Teis and his wife, Jackie, founded Life Factors Fatherless Ministries, which equips individuals to fulfill James 1:27 through practical ministry in their churches and communities to fatherless families. The ministry, which has the stated aim of “spreading awareness, creating unique resources, speaking, partnering with local churches and establishing local fatherless family ministries and support for these families nationwide,” employs a multifaceted approach to combat this crisis.

Initiatives range from informative books such as “The Fatherless Journey for Guys” and “The Fatherless Journey for Girls” to digital resources and mobile applications such as GodismyDad.com. The ministry also advocates for mentoring and local church involvement, offering a non-programmatic, organic approach to support.

“The ‘God is my Dad’ brand has been such a positive thing for children who don’t have an earthly dad,” Teis said. “God is my dad and he cares about me. It’s my story, too: God’s my dad and through a personal relationship with Jesus Christ, God will be your heavenly father.”

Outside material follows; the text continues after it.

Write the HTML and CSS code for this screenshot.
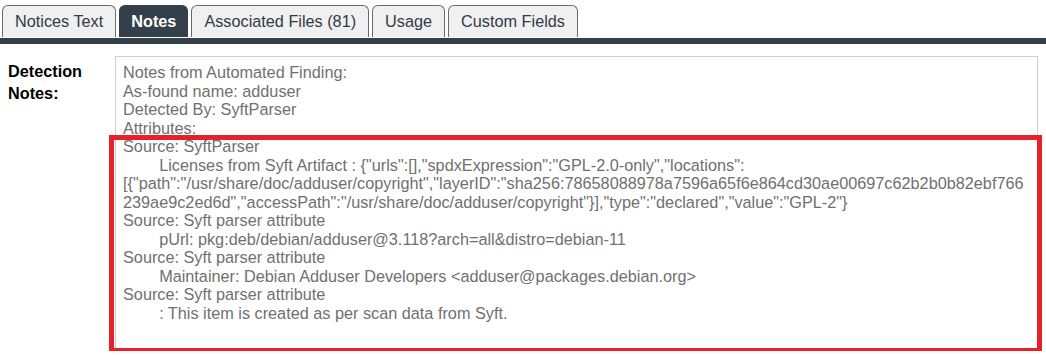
FILE: index.html
```html
<!DOCTYPE html>
<html>
<head>
    <title>Component Notes</title>
    <link rel="stylesheet" href="styles.css">
</head>
<body>
    <div class="tab-row">
        <div class="tab">Notices Text</div>
        <div class="tab active">Notes</div>
        <div class="tab">Associated Files (81)</div>
        <div class="tab">Usage</div>
        <div class="tab">Custom Fields</div>
    </div>
    <div class="tab-bar"></div>

    <div class="detail-row">
        <div class="detail-label">Detection Notes:</div>
        <div class="notes-wrap">
<div class="notes-box">Notes from Automated Finding:
As-found name: adduser
Detected By: SyftParser
Attributes:
Source: SyftParser
&#9;Licenses from Syft Artifact : {"urls":[],"spdxExpression":"GPL-2.0-only","locations":
[{"path":"/usr/share/doc/adduser/copyright","layerID":"sha256:78658088978a7596a65f6e864cd30ae00697c62b2b0b82ebf766
239ae9c2ed6d","accessPath":"/usr/share/doc/adduser/copyright"}],"type":"declared","value":"GPL-2"}
Source: Syft parser attribute
&#9;pUrl: pkg:deb/debian/adduser@3.118?arch=all&amp;distro=debian-11
Source: Syft parser attribute
&#9;Maintainer: Debian Adduser Developers &lt;adduser@packages.debian.org&gt;
Source: Syft parser attribute
&#9;: This item is created as per scan data from Syft.
</div>
            <div class="highlight"></div>
        </div>
    </div>
</body>
</html>
```

FILE: styles.css
```css
body {
    margin: 0;
    font-family: "Liberation Sans", Arial, sans-serif;
    font-size: 16.25px;
    background: #fff;
    overflow: hidden;
}
.tab-row {
    display: flex;
    gap: 3px;
    padding: 5px 2px 0;
}
.tab {
    height: 31px;
    line-height: 31px;
    padding: 0 12px;
    border: 1px solid #6b6b6b;
    border-bottom: none;
    border-radius: 6px 6px 0 0;
    background-color: #f0f0f0;
    color: #2f3b45;
}
.tab.active {
    padding: 0 11px;
    background-color: #333f4a;
    border-color: #333f4a;
    color: #fff;
    font-weight: bold;
}
.tab-bar {
    height: 6px;
    margin-top: 1px;
    background-color: #333f4a;
}
.detail-row {
    display: flex;
    padding: 12px 8px 0 8px;
}
.detail-label {
    width: 107px;
    flex-shrink: 0;
    padding-top: 4px;
    font-weight: bold;
    line-height: 22px;
    color: #000;
}
.notes-wrap {
    position: relative;
    flex: 1;
}
.notes-box {
    height: 282px;
    padding: 6px 8px 5px 7px;
    border: 1px solid #cfcfcf;
    color: #707070;
    line-height: 18.5px;
    white-space: pre;
    tab-size: 8;
    overflow: hidden;
}
.highlight {
    position: absolute;
    left: -6px;
    top: 79px;
    width: 923px;
    height: 208px;
    border: 5px solid #e8202a;
    pointer-events: none;
}
```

Despite the evident need for addressing fatherlessness, Teis, a former youth pastor himself, said there’s been a significant challenge in gaining widespread attention from both cultural and, tragically, religious platforms.

“It’s been an uphill climb, really, over the past 15-plus years trying to get pastors to take this issue seriously,” he said. “It’s affecting every single person in the United States of America, we try to tell people that in churches, when I speak, it’s affecting everybody. But they don’t want to shine a light on it. I’m not bashing pastors, but I honestly believe that churches need to shine a light on this, and we have resources to help them with that.”

Now a father of three himself, Teis said he’s even more determined to break the cycle of fatherlessness.